## INFORMATION GIVEN
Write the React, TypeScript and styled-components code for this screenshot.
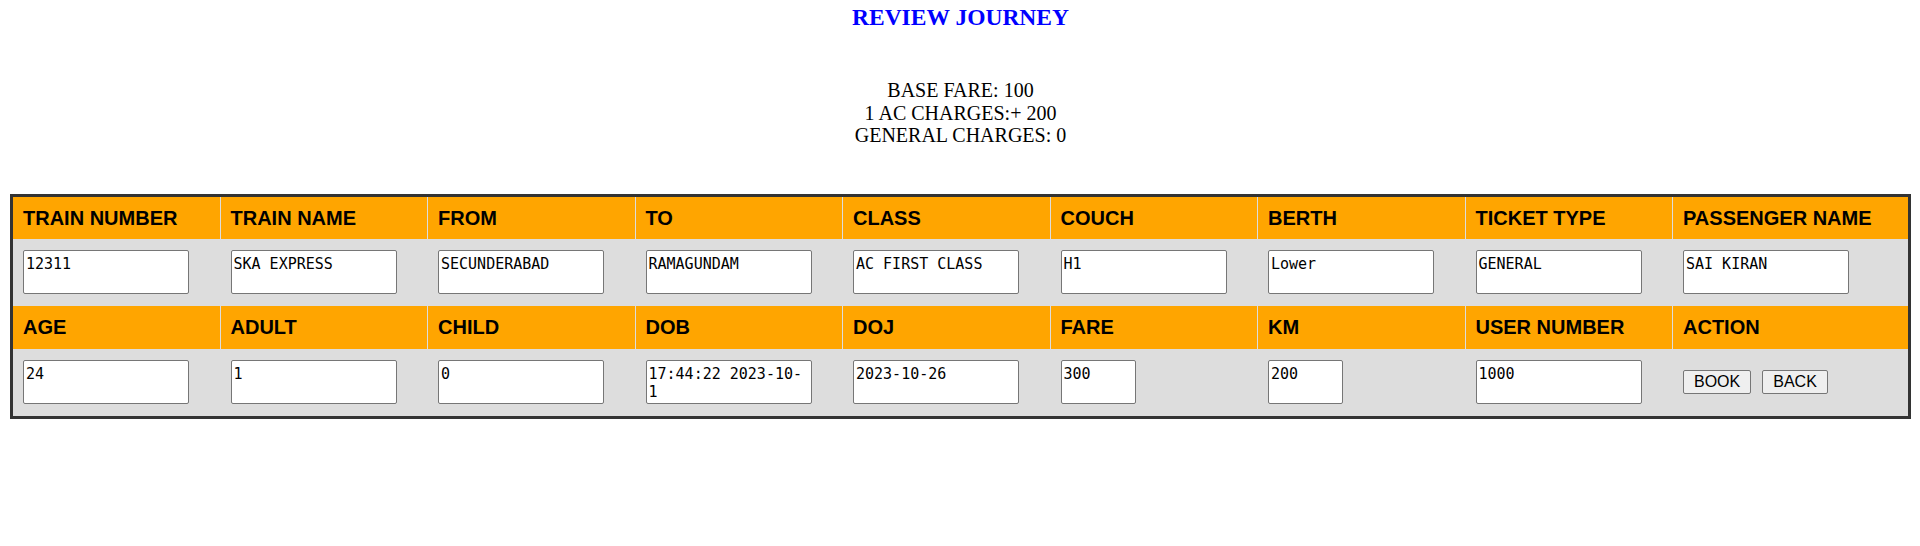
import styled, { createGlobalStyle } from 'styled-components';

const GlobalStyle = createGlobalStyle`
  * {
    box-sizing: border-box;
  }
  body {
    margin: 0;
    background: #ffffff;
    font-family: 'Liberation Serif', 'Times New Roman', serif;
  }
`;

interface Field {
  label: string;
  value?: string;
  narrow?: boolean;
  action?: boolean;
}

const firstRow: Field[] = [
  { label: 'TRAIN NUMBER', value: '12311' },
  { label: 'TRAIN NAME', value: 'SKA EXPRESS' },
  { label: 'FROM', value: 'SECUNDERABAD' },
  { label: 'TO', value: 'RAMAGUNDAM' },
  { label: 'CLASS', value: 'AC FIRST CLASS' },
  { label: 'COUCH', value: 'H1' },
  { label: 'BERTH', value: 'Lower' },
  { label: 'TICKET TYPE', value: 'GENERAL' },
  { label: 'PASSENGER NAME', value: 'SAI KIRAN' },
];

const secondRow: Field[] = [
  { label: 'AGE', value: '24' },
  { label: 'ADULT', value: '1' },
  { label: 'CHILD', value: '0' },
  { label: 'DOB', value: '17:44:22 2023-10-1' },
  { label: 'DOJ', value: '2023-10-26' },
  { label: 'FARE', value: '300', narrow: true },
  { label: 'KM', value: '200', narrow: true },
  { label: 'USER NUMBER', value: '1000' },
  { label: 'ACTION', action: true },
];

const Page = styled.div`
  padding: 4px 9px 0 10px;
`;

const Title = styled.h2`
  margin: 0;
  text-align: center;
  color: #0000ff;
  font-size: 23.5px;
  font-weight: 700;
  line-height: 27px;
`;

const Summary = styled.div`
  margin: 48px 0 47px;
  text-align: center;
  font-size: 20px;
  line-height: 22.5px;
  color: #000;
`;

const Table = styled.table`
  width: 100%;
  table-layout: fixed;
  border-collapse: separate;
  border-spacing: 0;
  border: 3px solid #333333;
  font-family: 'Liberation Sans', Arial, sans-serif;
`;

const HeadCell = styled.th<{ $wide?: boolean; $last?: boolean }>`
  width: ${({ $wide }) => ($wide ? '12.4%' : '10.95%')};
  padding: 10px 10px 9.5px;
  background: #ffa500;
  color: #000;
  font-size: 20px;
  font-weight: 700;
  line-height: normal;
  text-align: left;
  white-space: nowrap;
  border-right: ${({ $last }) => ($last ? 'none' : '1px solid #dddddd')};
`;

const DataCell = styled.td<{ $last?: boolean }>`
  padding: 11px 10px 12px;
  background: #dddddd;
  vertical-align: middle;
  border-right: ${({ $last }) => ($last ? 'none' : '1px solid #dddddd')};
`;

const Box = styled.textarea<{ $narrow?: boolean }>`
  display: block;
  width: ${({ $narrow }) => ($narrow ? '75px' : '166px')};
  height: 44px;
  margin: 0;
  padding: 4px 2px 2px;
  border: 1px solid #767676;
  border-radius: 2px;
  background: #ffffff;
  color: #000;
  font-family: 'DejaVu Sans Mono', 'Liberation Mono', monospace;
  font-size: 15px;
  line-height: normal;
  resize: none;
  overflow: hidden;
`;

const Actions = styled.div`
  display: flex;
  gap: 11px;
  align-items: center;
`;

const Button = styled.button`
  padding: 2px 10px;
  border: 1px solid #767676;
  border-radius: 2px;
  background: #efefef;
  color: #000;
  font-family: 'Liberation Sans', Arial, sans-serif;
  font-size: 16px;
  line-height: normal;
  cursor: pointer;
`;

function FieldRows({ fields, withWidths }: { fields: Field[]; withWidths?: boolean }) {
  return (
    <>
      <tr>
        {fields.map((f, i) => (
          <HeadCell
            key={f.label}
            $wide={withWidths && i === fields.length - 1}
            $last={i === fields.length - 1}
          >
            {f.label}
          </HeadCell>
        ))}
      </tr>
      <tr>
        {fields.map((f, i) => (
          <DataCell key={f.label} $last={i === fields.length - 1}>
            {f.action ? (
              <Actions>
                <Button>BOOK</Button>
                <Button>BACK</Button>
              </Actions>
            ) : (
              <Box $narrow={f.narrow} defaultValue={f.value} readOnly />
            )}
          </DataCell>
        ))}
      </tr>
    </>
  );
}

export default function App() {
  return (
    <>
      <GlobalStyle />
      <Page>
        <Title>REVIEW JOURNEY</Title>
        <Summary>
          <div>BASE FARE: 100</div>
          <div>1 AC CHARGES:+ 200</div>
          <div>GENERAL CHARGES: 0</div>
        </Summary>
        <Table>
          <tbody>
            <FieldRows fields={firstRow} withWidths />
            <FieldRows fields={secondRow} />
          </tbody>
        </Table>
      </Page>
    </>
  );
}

* * *

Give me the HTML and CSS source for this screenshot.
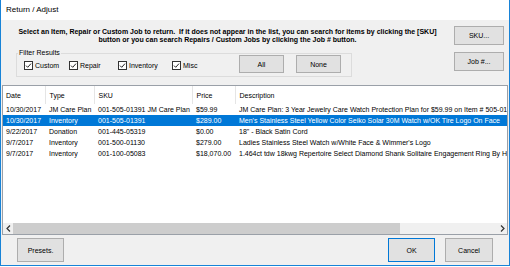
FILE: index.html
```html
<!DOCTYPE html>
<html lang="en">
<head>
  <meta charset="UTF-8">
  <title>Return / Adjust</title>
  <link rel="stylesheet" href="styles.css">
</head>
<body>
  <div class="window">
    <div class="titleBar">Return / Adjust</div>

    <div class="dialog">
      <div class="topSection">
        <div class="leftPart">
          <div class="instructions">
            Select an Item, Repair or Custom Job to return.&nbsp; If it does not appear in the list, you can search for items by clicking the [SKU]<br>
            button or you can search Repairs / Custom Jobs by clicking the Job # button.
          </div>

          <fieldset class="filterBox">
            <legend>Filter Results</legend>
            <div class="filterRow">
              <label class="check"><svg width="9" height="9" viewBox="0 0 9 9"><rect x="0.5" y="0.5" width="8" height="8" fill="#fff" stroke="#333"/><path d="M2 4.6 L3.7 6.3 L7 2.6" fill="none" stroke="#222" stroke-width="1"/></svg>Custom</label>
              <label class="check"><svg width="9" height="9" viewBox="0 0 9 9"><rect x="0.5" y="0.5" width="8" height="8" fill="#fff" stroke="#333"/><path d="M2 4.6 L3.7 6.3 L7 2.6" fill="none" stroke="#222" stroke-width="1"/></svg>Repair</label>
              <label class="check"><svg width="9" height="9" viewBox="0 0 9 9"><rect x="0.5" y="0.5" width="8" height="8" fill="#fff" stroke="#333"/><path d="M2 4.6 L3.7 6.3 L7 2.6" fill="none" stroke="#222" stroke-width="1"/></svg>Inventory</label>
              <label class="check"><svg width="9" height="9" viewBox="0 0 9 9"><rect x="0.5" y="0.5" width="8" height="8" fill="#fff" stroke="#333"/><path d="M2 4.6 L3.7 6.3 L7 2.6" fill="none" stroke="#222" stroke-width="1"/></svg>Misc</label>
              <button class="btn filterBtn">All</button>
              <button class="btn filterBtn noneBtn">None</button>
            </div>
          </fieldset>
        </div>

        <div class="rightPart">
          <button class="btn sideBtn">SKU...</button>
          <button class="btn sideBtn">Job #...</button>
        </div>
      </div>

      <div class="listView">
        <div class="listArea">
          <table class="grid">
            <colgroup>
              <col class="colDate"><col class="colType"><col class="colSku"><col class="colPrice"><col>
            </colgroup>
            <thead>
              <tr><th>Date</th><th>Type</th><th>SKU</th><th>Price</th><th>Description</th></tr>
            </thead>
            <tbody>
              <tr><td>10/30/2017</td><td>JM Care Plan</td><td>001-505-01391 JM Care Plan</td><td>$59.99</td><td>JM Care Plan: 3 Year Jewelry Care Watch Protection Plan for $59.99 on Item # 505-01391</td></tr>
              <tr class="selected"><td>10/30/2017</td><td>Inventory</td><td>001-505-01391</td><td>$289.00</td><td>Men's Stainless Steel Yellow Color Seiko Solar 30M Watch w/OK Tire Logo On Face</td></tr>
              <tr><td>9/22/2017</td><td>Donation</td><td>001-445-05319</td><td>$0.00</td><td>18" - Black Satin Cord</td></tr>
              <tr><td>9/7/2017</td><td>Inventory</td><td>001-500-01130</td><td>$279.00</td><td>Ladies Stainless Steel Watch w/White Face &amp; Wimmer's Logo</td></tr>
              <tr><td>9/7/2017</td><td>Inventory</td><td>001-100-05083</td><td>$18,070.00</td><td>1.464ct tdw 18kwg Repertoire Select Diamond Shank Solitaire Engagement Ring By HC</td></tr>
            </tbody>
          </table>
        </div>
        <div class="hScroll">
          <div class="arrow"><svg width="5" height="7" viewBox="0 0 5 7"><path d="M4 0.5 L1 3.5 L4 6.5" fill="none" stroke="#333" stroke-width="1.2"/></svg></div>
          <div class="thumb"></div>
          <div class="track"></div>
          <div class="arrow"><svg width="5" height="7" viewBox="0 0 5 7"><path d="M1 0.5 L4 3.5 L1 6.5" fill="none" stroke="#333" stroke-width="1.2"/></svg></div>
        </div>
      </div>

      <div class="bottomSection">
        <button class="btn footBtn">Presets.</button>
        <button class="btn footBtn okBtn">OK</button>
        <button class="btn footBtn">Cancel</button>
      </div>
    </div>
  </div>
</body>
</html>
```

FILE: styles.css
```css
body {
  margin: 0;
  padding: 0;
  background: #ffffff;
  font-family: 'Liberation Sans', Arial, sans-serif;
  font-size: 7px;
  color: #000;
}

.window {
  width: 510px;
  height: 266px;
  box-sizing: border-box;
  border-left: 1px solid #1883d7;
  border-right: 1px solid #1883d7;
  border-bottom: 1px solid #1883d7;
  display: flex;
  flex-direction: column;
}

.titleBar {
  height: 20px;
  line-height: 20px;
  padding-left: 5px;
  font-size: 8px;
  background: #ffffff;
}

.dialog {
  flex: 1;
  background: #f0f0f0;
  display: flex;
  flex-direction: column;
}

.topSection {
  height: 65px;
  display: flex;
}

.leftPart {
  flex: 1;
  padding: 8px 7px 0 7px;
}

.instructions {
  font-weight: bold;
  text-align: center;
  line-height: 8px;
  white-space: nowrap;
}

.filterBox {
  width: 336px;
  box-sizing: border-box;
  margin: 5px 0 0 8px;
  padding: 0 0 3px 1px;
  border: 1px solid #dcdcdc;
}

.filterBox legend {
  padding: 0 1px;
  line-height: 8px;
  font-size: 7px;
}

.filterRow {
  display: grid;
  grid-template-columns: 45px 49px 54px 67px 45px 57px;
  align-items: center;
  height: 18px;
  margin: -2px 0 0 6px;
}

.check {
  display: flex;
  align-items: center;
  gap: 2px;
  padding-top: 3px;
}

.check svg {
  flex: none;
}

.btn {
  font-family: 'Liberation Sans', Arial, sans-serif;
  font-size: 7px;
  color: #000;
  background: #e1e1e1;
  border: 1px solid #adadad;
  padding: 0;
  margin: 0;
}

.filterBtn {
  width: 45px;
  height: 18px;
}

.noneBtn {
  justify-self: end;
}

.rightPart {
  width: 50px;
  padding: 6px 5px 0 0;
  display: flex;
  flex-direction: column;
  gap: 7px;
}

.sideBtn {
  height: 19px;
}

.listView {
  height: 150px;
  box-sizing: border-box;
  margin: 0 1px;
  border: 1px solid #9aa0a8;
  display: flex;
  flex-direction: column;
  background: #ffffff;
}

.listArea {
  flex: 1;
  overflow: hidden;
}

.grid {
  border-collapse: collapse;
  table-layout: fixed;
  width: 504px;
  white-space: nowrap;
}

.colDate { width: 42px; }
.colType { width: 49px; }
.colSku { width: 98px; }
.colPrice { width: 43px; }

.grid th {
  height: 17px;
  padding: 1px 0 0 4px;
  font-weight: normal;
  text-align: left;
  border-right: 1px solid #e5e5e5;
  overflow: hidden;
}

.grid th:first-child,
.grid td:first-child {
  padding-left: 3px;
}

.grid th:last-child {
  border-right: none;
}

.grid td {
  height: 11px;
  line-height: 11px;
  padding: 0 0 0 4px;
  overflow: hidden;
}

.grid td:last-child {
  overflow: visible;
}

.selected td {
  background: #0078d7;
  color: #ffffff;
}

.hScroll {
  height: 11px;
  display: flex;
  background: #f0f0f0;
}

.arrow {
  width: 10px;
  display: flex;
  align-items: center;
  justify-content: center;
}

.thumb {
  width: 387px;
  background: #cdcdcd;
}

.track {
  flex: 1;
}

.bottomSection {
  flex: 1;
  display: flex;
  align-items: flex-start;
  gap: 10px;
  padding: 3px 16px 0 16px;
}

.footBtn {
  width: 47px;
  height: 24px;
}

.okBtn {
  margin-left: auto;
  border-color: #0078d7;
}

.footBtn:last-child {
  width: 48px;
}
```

...

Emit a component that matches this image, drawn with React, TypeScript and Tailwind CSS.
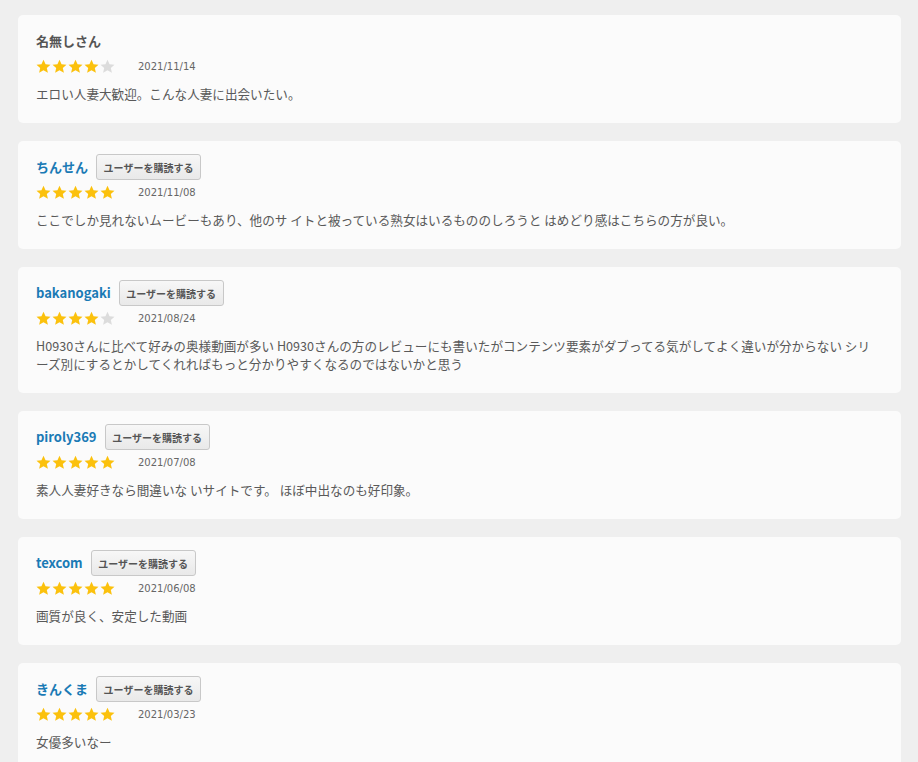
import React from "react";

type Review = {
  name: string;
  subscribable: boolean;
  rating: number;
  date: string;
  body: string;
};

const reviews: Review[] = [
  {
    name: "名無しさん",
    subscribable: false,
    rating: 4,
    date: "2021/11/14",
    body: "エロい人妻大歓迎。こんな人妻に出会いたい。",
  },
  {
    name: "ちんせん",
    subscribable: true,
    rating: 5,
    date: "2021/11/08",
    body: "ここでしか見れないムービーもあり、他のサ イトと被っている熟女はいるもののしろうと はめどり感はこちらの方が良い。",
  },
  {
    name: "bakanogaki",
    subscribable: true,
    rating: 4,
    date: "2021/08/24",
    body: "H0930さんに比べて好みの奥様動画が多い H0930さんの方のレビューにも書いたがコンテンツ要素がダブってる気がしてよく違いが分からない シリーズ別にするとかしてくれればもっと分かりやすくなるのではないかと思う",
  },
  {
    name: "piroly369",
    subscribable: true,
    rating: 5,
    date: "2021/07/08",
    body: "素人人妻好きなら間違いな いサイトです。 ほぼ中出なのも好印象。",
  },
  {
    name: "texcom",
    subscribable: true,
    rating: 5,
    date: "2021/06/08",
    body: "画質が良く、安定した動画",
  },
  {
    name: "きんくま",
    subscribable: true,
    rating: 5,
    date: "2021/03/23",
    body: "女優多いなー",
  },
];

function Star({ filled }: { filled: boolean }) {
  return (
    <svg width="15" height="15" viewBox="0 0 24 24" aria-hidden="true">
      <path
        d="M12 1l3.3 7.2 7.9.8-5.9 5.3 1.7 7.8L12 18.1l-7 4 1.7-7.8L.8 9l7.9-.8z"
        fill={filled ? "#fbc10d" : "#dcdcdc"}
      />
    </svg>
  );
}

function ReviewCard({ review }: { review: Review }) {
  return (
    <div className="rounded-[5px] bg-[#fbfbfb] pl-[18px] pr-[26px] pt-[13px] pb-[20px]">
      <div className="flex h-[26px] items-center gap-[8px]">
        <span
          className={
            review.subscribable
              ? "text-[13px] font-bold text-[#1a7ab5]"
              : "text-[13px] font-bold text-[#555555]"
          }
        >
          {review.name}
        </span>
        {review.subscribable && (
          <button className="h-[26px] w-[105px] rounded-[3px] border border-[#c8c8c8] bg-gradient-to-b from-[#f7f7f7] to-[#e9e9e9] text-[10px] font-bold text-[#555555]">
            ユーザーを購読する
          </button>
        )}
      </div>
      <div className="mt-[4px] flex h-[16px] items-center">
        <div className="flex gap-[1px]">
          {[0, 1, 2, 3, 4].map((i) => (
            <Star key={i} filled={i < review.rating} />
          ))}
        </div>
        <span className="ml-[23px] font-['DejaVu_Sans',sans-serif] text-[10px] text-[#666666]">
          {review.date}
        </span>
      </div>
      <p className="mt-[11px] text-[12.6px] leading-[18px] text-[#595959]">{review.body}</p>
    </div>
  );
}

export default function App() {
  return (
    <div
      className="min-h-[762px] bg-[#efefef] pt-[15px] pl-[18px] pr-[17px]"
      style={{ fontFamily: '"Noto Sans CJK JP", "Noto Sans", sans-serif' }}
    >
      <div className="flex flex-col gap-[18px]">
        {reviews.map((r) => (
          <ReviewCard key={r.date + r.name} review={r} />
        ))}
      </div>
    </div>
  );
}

## WORK INSTRUCTIONS
Looking at the listing above, count the lines that contain "React" and give nothing but the number.

## EXPECTED OUTPUT
3